**GOAL OF THE EXERCISE:**
Only the lines from the start of the data through the line with "string; blocks?: string[];" belong in the copy. Restate them word for word, minus the pictures.

— Begin —

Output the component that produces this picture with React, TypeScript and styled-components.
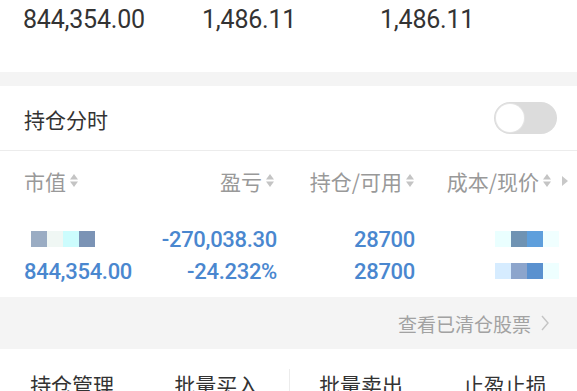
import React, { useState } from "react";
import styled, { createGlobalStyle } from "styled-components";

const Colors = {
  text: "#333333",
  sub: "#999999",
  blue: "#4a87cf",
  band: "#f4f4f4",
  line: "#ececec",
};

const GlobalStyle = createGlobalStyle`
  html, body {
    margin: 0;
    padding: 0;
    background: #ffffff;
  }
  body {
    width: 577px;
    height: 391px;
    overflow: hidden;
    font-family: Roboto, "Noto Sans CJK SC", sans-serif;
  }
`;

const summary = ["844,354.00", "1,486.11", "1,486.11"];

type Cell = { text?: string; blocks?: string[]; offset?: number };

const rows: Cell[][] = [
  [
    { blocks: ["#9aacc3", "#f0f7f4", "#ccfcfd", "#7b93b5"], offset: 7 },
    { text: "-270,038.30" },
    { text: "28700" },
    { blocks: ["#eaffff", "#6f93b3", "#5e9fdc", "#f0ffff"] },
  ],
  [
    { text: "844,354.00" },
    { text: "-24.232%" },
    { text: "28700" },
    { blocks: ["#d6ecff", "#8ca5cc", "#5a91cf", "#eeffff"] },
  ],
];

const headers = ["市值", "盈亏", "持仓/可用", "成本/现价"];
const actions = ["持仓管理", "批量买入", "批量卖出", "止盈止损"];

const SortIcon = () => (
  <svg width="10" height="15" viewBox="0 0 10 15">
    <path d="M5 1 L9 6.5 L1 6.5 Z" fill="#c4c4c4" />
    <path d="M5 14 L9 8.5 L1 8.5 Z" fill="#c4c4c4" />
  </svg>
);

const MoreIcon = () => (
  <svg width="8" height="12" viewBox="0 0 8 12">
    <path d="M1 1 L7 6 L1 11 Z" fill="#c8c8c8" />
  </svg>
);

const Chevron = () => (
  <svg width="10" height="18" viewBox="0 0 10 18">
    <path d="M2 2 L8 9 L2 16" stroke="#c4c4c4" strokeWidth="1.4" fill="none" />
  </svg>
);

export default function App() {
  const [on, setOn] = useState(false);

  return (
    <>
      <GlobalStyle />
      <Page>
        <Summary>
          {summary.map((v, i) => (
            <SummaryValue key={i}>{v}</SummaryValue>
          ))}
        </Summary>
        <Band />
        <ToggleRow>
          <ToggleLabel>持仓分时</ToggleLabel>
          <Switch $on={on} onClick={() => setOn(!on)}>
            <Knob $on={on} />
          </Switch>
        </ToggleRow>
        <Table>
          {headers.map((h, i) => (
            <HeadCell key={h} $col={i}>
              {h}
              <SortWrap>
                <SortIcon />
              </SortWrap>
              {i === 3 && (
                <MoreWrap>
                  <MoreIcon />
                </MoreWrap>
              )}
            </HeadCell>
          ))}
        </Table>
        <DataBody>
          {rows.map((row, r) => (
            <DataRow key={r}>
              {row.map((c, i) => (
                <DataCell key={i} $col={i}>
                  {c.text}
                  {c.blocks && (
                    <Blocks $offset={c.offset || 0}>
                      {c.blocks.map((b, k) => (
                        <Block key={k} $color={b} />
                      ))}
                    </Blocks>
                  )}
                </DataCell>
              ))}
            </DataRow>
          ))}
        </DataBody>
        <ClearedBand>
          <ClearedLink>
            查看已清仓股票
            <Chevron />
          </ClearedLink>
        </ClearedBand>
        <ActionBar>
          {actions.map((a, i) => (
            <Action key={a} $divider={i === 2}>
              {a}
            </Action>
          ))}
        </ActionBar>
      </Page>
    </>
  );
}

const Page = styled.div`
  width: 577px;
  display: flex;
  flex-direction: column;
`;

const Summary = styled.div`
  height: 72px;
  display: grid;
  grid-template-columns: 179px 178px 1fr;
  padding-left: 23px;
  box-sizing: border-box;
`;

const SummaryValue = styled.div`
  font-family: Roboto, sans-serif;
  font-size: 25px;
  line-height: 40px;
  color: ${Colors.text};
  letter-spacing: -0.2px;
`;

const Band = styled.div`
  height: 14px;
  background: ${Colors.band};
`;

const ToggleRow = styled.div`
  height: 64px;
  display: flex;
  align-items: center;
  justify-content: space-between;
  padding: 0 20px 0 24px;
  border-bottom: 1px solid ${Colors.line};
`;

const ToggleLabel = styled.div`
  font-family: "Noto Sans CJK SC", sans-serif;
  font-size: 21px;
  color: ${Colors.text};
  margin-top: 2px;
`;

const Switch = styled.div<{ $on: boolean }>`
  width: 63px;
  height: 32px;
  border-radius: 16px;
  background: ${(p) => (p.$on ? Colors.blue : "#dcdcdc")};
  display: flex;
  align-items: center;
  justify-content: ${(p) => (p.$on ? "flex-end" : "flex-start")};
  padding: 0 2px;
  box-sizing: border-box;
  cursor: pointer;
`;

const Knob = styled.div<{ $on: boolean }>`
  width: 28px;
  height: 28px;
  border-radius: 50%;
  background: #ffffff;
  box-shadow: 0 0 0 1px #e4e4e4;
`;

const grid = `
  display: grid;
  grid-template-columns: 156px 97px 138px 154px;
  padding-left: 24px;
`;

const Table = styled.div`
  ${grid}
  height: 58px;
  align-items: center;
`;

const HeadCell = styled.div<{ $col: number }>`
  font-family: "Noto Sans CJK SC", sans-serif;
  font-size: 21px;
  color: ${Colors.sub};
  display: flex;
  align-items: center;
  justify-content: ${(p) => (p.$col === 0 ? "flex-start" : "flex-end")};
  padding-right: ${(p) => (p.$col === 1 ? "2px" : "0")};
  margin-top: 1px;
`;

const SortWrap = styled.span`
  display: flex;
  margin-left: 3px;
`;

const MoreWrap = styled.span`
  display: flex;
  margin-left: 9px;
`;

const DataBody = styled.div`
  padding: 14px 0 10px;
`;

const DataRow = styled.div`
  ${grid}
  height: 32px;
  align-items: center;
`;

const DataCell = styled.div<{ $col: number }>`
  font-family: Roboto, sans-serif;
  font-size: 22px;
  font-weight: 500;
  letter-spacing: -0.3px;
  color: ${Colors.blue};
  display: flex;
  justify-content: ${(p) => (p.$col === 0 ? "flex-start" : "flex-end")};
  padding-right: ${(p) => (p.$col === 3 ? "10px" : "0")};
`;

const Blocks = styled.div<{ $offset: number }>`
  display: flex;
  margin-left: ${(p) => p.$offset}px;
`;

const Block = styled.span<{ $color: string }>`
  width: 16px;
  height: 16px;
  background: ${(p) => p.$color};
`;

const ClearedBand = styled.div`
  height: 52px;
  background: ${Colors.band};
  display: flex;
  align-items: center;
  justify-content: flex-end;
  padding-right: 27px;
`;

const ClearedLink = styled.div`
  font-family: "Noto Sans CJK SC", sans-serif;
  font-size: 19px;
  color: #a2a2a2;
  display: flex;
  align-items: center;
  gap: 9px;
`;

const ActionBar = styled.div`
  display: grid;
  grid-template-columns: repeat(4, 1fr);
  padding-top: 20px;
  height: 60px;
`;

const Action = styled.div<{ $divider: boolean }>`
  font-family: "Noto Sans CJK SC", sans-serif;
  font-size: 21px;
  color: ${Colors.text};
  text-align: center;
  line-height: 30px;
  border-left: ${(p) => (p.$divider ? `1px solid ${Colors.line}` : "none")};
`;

— End —

**SOLUTION FOR THIS PROBLEM:**
Output the component that produces this picture with React, TypeScript and styled-components.
import React, { useState } from "react";
import styled, { createGlobalStyle } from "styled-components";

const Colors = {
  text: "#333333",
  sub: "#999999",
  blue: "#4a87cf",
  band: "#f4f4f4",
  line: "#ececec",
};

const GlobalStyle = createGlobalStyle`
  html, body {
    margin: 0;
    padding: 0;
    background: #ffffff;
  }
  body {
    width: 577px;
    height: 391px;
    overflow: hidden;
    font-family: Roboto, "Noto Sans CJK SC", sans-serif;
  }
`;

const summary = ["844,354.00", "1,486.11", "1,486.11"];

type Cell = { text?: string; blocks?: string[]; offset?: number };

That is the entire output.